Liesel Meminger is a foster girl living outside of Munich, who scratches out a meager existence for herself by stealing when she encounters something she can’t resist–books. With the help of her accordion-playing foster father, she learns to read and shares her stolen books with her neighbors during bombing raids as well as with the Jewish man hidden in her basement.
Encounter with Death
As many children left their families for foster parents during World War II, so did Liesel and her brother, except he did not survive. He never did reach the doorstep of Hans and Rosa Hubermann. The loss of her brother was Liesel’s first encounter with death. It was then too that Death started taking an interest in her. In fact, Death narrates her story in The Book Thief.
Readers are invited to adopt a different perspective as the events of Liesel’s time on Himmel street unfolds, from adopting to her life with her foster parents, to hiding a Jew in their basement, and to her friendship with Rudy Steiner. Of course, Liesel’s motivations for becoming a book thief are also revealed.
Instead of sticking to one format for this book, I alternated between the audiobook and the ebook. For the audiobook, I enjoyed listening to Allen Corduner. It somehow made the narrative form of The Book Thief more real for me. Though it is a good thing I read parts myself too because of the various illustrations.
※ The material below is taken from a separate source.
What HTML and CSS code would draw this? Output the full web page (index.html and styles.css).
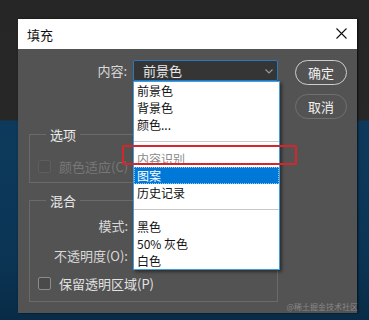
FILE: index.html
```html
<!DOCTYPE html>
<html lang="zh-CN">
<head>
<meta charset="utf-8">
<title>填充</title>
<link rel="stylesheet" href="styles.css">
</head>
<body>
<div class="dialog">
  <div class="titlebar">
    <span class="title">填充</span>
    <svg class="close" width="11" height="11" viewBox="0 0 11 11"><path d="M0.5 0.5 L10.5 10.5 M10.5 0.5 L0.5 10.5" stroke="#111" stroke-width="1.1" fill="none"/></svg>
  </div>
  <div class="panel">
    <div class="main">
      <div class="content-row">
        <span class="label">内容:</span>
        <div class="select-wrap">
          <div class="select">
            <span>前景色</span>
            <svg class="chev" width="8" height="5" viewBox="0 0 8 5"><path d="M0.5 0.5 L4 4 L7.5 0.5" stroke="#9a9a9a" stroke-width="1.1" fill="none"/></svg>
          </div>
          <ul class="dropdown">
            <li>前景色</li>
            <li>背景色</li>
            <li>颜色...</li>
            <li class="sep"></li>
            <li class="disabled">内容识别</li>
            <li class="active">图案</li>
            <li>历史记录</li>
            <li class="sep"></li>
            <li>黑色</li>
            <li>50% 灰色</li>
            <li>白色</li>
          </ul>
        </div>
      </div>
      <fieldset class="group options">
        <legend>选项</legend>
        <div class="check disabled"><span class="box"></span><span>颜色适应(C)</span></div>
      </fieldset>
      <fieldset class="group blend">
        <legend>混合</legend>
        <div class="row"><span class="flabel">模式:</span></div>
        <div class="row second"><span class="flabel">不透明度(O):</span></div>
        <div class="check third"><span class="box"></span><span>保留透明区域(P)</span></div>
      </fieldset>
    </div>
    <div class="buttons">
      <button class="btn primary">确定</button>
      <button class="btn">取消</button>
    </div>
    <div class="annotation"></div>
    <div class="watermark">@稀土掘金技术社区</div>
  </div>
</div>
</body>
</html>
```
FILE: styles.css
```css
* { box-sizing: border-box; }
html, body { margin: 0; padding: 0; }
body {
  width: 369px;
  height: 320px;
  overflow: hidden;
  padding: 19px 0 0 18px;
  font-family: "Noto Sans CJK SC", "Noto Sans", sans-serif;
  background:
    linear-gradient(to bottom, #262626 0, #272727 120px, #0d3a5c 121px, #0b3454 260px, #082c47 100%);
}
.dialog {
  width: 339px;
  height: 294px;
  box-shadow: 1px 0 2px rgba(0,0,0,0.7);
}
.titlebar {
  height: 30px;
  background: #ffffff;
  display: flex;
  align-items: center;
  justify-content: space-between;
  padding: 0 10px 0 9px;
}
.title {
  font-size: 13px;
  color: #111;
  line-height: 17px;
}
.close { display: block; margin-top: -1px; }
.panel {
  position: relative;
  height: 264px;
  background: #535353;
  display: flex;
  padding: 11px 10px 0 11px;
}
.main { width: 249px; }
.content-row {
  display: flex;
  align-items: center;
  height: 21px;
  margin-left: -11px;
}
.label {
  width: 109px;
  text-align: right;
  font-size: 13px;
  color: #d8d8d8;
  line-height: 17px;
  margin-right: 6px;
}
.select-wrap {
  position: relative;
  width: 145px;
  height: 21px;
}
.select {
  height: 21px;
  border: 1px solid #2a78c0;
  border-radius: 2px;
  background: #353535;
  display: flex;
  align-items: center;
  justify-content: space-between;
  padding: 0 4px 0 9px;
  font-size: 13px;
  color: #e8e8e8;
  line-height: 17px;
}
.chev { display: block; margin-top: 1px; }
.dropdown {
  position: absolute;
  top: 21px;
  left: 0;
  width: 147px;
  margin: 0;
  padding: 0;
  list-style: none;
  background: #ffffff;
  border: 1px solid #3d9ee2;
  box-shadow: 2px 2px 3px rgba(0,0,0,0.45);
  z-index: 2;
}
.dropdown li {
  height: 17px;
  line-height: 17px;
  font-size: 12px;
  color: #111;
  padding-left: 3px;
}
.dropdown li.sep {
  display: flex;
  align-items: center;
  padding: 0;
}
.dropdown li.sep::after {
  content: "";
  display: block;
  width: 100%;
  height: 1px;
  background: #c8c8c8;
}
.dropdown li.disabled { color: #8a8a8a; }
.dropdown li.active {
  background: #0078d7;
  color: #ffffff;
  outline: 1px dotted #9cc8ee;
  outline-offset: -1px;
}
.group {
  margin: 0;
  padding: 0;
  border: 1px solid #6a6a6a;
  min-width: 0;
}
.group legend {
  margin-left: 16px;
  padding: 0 4px;
  font-size: 13px;
  line-height: 17px;
  color: #ececec;
}
.options {
  margin-top: 45px;
  padding: 15px 0 7px 0;
}
.blend {
  margin-top: 9px;
  padding: 8px 0 9px 0;
}
.row {
  height: 17px;
  display: flex;
  align-items: center;
}
.row.second { margin-top: 13px; }
.flabel {
  width: 98px;
  text-align: right;
  font-size: 13px;
  line-height: 17px;
  color: #d8d8d8;
}
.check {
  height: 17px;
  display: flex;
  align-items: center;
  gap: 8px;
  padding-left: 8px;
  font-size: 13px;
  line-height: 17px;
  color: #e2e2e2;
}
.check.third { margin-top: 11px; }
.box {
  width: 13px;
  height: 13px;
  border: 1px solid #8c8c8c;
  border-radius: 2px;
  background: #4a4a4a;
}
.check.disabled { color: #777777; }
.check.disabled .box {
  border-color: #5e5e5e;
  background: #505050;
}
.buttons {
  margin-left: 17px;
  display: flex;
  flex-direction: column;
  gap: 9px;
}
.btn {
  width: 52px;
  height: 25px;
  border-radius: 13px;
  border: 1.5px solid #707070;
  background: #535353;
  color: #f0f0f0;
  font-family: inherit;
  font-size: 13px;
  line-height: 17px;
  padding: 0;
}
.btn.primary { border-color: #cdcdcd; }
.annotation {
  position: absolute;
  left: 104px;
  top: 96px;
  width: 175px;
  height: 20px;
  border: 2px solid #d3272c;
  border-radius: 2px;
  z-index: 3;
}
.watermark {
  position: absolute;
  right: -1px;
  bottom: 1px;
  font-size: 8px;
  line-height: 10px;
  color: rgba(190,190,190,0.5);
  z-index: 3;
}
```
First off, I liked that Death was the narrator. Some may think it’s morbid but I thought it was fitting. It added to the gloominess of World War II. It also allowed for thoughts on things humans otherwise take for granted.
In spite of rating this a 5 out of 5, I must admit that I could not read this in one sitting. It wasn’t so much that at 550 pages in print, it is a long book. It was more so because some parts felt somewhat long-drawn. Perhaps that was because the plot didn’t matter as much as the events themselves. There were parts that purposely went against the grain of building suspense before a climax, as plots conventionally are expected to be written. Instead, readers are challenged to think about various issues.
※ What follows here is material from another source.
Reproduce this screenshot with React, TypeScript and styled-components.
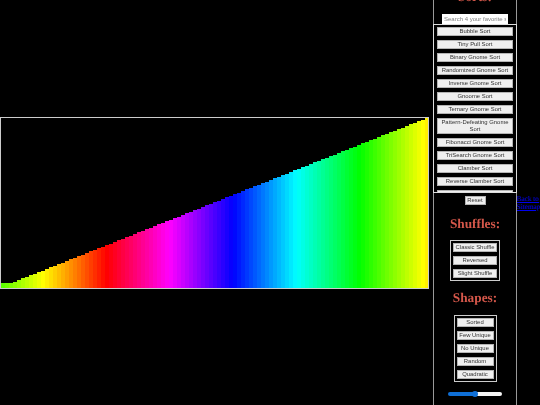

I think Markus Zusak did a splendid job in writing Liesel’s story. He captured her increasing awareness for the world around her very well as she matured and her cleverness added a timeless appeal. She stopped a lot to ponder upon things she knew little about and sought to find out more.
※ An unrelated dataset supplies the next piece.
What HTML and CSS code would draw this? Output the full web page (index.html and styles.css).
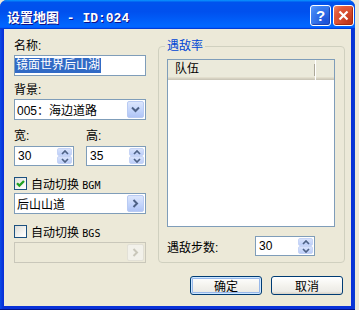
FILE: index.html
```html
<!DOCTYPE html>
<html lang="zh-CN">
<head>
  <meta charset="UTF-8" />
  <meta name="viewport" content="width=device-width, initial-scale=1.0"/>
  <title>设置地图</title>
  <link rel="stylesheet" href="styles.css">
</head>
<body>
  <div class="window">
    <div class="title-bar">
      <span class="title">设置地图 - ID:024</span>
      <div class="title-buttons">
        <button class="tb-btn help">?</button>
        <button class="tb-btn close">
          <svg width="11" height="11" viewBox="0 0 11 11"><path d="M1.5 1.5 L9.5 9.5 M9.5 1.5 L1.5 9.5" stroke="#fff" stroke-width="2.2" fill="none"/></svg>
        </button>
      </div>
    </div>

    <div class="client">
      <div class="main">
        <div class="left-col">
          <label class="lbl">名称:</label>
          <div class="textbox"><span class="sel">镜面世界后山湖</span></div>

          <label class="lbl gap">背景:</label>
          <div class="combo">
            <span class="value">005：海边道路</span>
            <span class="side-btn">
              <svg width="9" height="7" viewBox="0 0 9 7"><path d="M1 1.5 L4.5 5 L8 1.5" stroke="#4D6185" stroke-width="2" fill="none"/></svg>
            </span>
          </div>

          <div class="size-row">
            <div class="size-field">
              <label class="lbl">宽:</label>
              <div class="spin">
                <span class="value">30</span>
                <span class="spin-btns">
                  <span class="spin-btn"><svg width="8" height="5" viewBox="0 0 8 5"><path d="M1 4 L4 1 L7 4" stroke="#4D6185" stroke-width="1.7" fill="none"/></svg></span>
                  <span class="spin-btn"><svg width="8" height="5" viewBox="0 0 8 5"><path d="M1 1 L4 4 L7 1" stroke="#4D6185" stroke-width="1.7" fill="none"/></svg></span>
                </span>
              </div>
            </div>
            <div class="size-field">
              <label class="lbl">高:</label>
              <div class="spin">
                <span class="value">35</span>
                <span class="spin-btns">
                  <span class="spin-btn"><svg width="8" height="5" viewBox="0 0 8 5"><path d="M1 4 L4 1 L7 4" stroke="#4D6185" stroke-width="1.7" fill="none"/></svg></span>
                  <span class="spin-btn"><svg width="8" height="5" viewBox="0 0 8 5"><path d="M1 1 L4 4 L7 1" stroke="#4D6185" stroke-width="1.7" fill="none"/></svg></span>
                </span>
              </div>
            </div>
          </div>

          <div class="check-row">
            <span class="checkbox">
              <svg width="9" height="9" viewBox="0 0 9 9"><path d="M1 4.2 L3.4 6.6 L8 2" stroke="#21A121" stroke-width="2.3" fill="none"/></svg>
            </span>
            <span>自动切换 <span class="mono">BGM</span></span>
          </div>
          <div class="picker">
            <span class="value">后山山道</span>
            <span class="side-btn">
              <svg width="7" height="9" viewBox="0 0 7 9"><path d="M1.5 1 L5 4.5 L1.5 8" stroke="#4D6185" stroke-width="2" fill="none"/></svg>
            </span>
          </div>

          <div class="check-row second">
            <span class="checkbox"></span>
            <span>自动切换 <span class="mono">BGS</span></span>
          </div>
          <div class="picker disabled">
            <span class="value"></span>
            <span class="side-btn">
              <svg width="7" height="9" viewBox="0 0 7 9"><path d="M1.5 1 L5 4.5 L1.5 8" stroke="#C9C7BA" stroke-width="2" fill="none"/></svg>
            </span>
          </div>
        </div>

        <fieldset class="group">
          <legend>遇敌率</legend>
          <div class="listview">
            <div class="lv-header">
              <div class="lv-col">队伍</div>
            </div>
          </div>
          <div class="steps-row">
            <span class="steps-label">遇敌步数:</span>
            <div class="spin">
              <span class="value">30</span>
              <span class="spin-btns">
                <span class="spin-btn"><svg width="8" height="5" viewBox="0 0 8 5"><path d="M1 4 L4 1 L7 4" stroke="#4D6185" stroke-width="1.7" fill="none"/></svg></span>
                <span class="spin-btn"><svg width="8" height="5" viewBox="0 0 8 5"><path d="M1 1 L4 4 L7 1" stroke="#4D6185" stroke-width="1.7" fill="none"/></svg></span>
              </span>
            </div>
          </div>
        </fieldset>
      </div>

      <div class="actions">
        <button class="btn default">确定</button>
        <button class="btn">取消</button>
      </div>
    </div>
  </div>
</body>
</html>
```

FILE: styles.css
```css
* {
  box-sizing: border-box;
}

body {
  margin: 0;
  padding: 0;
  background: #ECE9D8;
  font-family: "Liberation Sans", "Noto Sans CJK SC", sans-serif;
  font-size: 12px;
  color: #000;
}

.window {
  width: 355px;
  height: 310px;
  display: flex;
  flex-direction: column;
  background: linear-gradient(to right, #0A4BE6, #0831D9 3px, #0831D9 calc(100% - 3px), #0A3FD0);
  border-radius: 7px 7px 0 0;
  box-shadow: inset 0 -1px 0 #00138C;
  overflow: hidden;
}

.title-bar {
  height: 29px;
  flex-shrink: 0;
  display: flex;
  align-items: center;
  justify-content: space-between;
  padding: 1px 1px 0 7px;
  background: linear-gradient(to bottom, #0997FF 0%, #0053EE 8%, #0050EE 40%, #0066FF 88%, #0066FF 93%, #005BFF 95%, #003DD7 96%, #003DD7 100%);
}

.title {
  color: #fff;
  font-family: "Liberation Mono", "Noto Sans CJK SC", monospace;
  font-weight: bold;
  font-size: 13px;
  padding-top: 2px;
  text-shadow: 1px 1px 0 #0F1089;
}

.title-buttons {
  display: flex;
  gap: 2px;
}

.tb-btn {
  width: 21px;
  height: 21px;
  padding: 0;
  border: 1px solid #fff;
  border-radius: 3px;
  display: flex;
  align-items: center;
  justify-content: center;
  color: #fff;
  font-family: "Liberation Sans", sans-serif;
  font-weight: bold;
  font-size: 15px;
}

.tb-btn.help {
  background: radial-gradient(circle at 80% 80%, #1B50D8, #3C7FF0 70%, #5C9BFF);
  box-shadow: inset -1px -1px 1px #1A3FB0;
}

.tb-btn.close {
  background: radial-gradient(circle at 80% 80%, #C1361A, #E2593A 70%, #F08A6A);
  box-shadow: inset -1px -1px 1px #A12A10;
}

.client {
  flex: 1;
  margin: 0 4px 4px;
  background: #ECE9D8;
  padding: 10px 6px 0 10px;
}

.main {
  display: grid;
  grid-template-columns: 132px 187px;
  column-gap: 12px;
  align-items: start;
}

.left-col {
  display: flex;
  flex-direction: column;
}

.lbl {
  display: block;
  line-height: 14px;
  margin-bottom: 2px;
}

.lbl.gap {
  margin-top: 7px;
}

.textbox,
.combo,
.picker,
.spin {
  display: flex;
  align-items: center;
  background: #fff;
  border: 1px solid #7F9DB9;
}

.textbox {
  height: 21px;
  padding-left: 0;
}

.sel {
  background: #316AC5;
  color: #fff;
  line-height: 15px;
  padding: 0 1px;
}

.combo,
.picker {
  height: 21px;
  padding: 1px;
}

.value {
  flex: 1;
  padding-left: 1px;
  white-space: nowrap;
}

.side-btn {
  width: 17px;
  height: 100%;
  display: flex;
  align-items: center;
  justify-content: center;
  border: 1px solid #B9CBF3;
  border-radius: 2px;
  background: linear-gradient(to bottom, #DCE6FC, #C1D3FB 60%, #B0C4F5);
}

.size-row {
  display: flex;
  gap: 12px;
  margin-top: 9px;
}

.size-field {
  width: 60px;
}

.size-field .lbl {
  margin-bottom: 3px;
}

.spin {
  width: 60px;
  height: 20px;
  padding: 1px;
}

.spin .value {
  padding-left: 2px;
}

.spin-btns {
  width: 15px;
  height: 100%;
  display: flex;
  flex-direction: column;
}

.spin-btn {
  flex: 1;
  display: flex;
  align-items: center;
  justify-content: center;
  border: 1px solid #C6D4F6;
  border-radius: 2px;
  background: linear-gradient(to bottom, #D8E3FC, #BCCEF8);
}

.check-row {
  display: flex;
  align-items: center;
  gap: 4px;
  height: 14px;
  margin-top: 10px;
}

.check-row.second {
  margin-top: 10px;
}

.checkbox {
  width: 13px;
  height: 13px;
  border: 1px solid #1C5180;
  background: linear-gradient(135deg, #DCDCD7, #F8F8F6 70%, #fff);
  display: flex;
  align-items: center;
  justify-content: center;
}

.mono {
  font-family: "DejaVu Sans Mono", monospace;
  font-size: 10px;
}

.picker {
  margin-top: 3px;
}

.picker.disabled {
  margin-top: 4px;
  border-color: #C9C7BA;
  background: #ECE9D8;
}

.picker.disabled .side-btn {
  border-color: #E2E0D6;
  background: #F2F1EA;
}

.group {
  margin: 0;
  padding: 0 9px 6px 8px;
  border: 1px solid #D0D0BF;
  border-radius: 4px;
  min-width: 0;
}

.group legend {
  padding: 0 2px;
  margin-left: -2px;
  color: #0046D5;
  line-height: 14px;
}

.listview {
  margin-top: 6px;
  height: 168px;
  background: #fff;
  border: 1px solid #7F9DB9;
}

.lv-header {
  height: 20px;
  background: #EBEADB;
  box-shadow: inset 0 -1px 0 #CBC7B8, inset 0 -2px 0 #D6D2C2, inset 0 -3px 0 #E2DECD;
  display: flex;
}

.lv-col {
  width: 148px;
  padding-left: 7px;
  line-height: 18px;
  border-right: 1px solid #fff;
  position: relative;
}

.lv-col::after {
  content: "";
  position: absolute;
  right: 0;
  top: 4px;
  bottom: 4px;
  width: 1px;
  background: #ACA899;
}

.steps-row {
  display: flex;
  align-items: center;
  margin-top: 9px;
}

.steps-label {
  width: 88px;
}

.actions {
  display: flex;
  justify-content: flex-end;
  gap: 9px;
  margin-top: 13px;
  padding-right: 2px;
}

.btn {
  width: 72px;
  height: 19px;
  padding: 0;
  border: 1px solid #003C74;
  border-radius: 3px;
  background: linear-gradient(to bottom, #FFFFFF, #F4F3EE 50%, #ECEBE6 85%, #D6D0C5);
  font-family: "Liberation Sans", "Noto Sans CJK SC", sans-serif;
  font-size: 12px;
  color: #000;
}

.btn.default {
  box-shadow: inset 0 0 0 1px #CEE7FF, inset 0 0 0 2px #98B8EA;
}
```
How words shape the way we act and think has always been an intriguing topic for me, so I very much enjoyed reading about Liesel learning to read and write and how that made a difference to the people around her. Liesel’s character was also an intriguing one as demonstrated in the very different concerns and relationships she had with Hans Hubermann as opposed to Rosa Hubermann, and with Rudy Steiner, her best friend, as opposed to Max Vandenburg, the Jew.
The writing style of The Book Thief is simple and clear. Still, even though this book has been targeted at older juvenile and young adult readers, it is so multi-faceted, it should appeal to the adult reader as well. I wouldn’t recommend it to those who are looking for a quick read but for those looking to be challenged, this is a great book.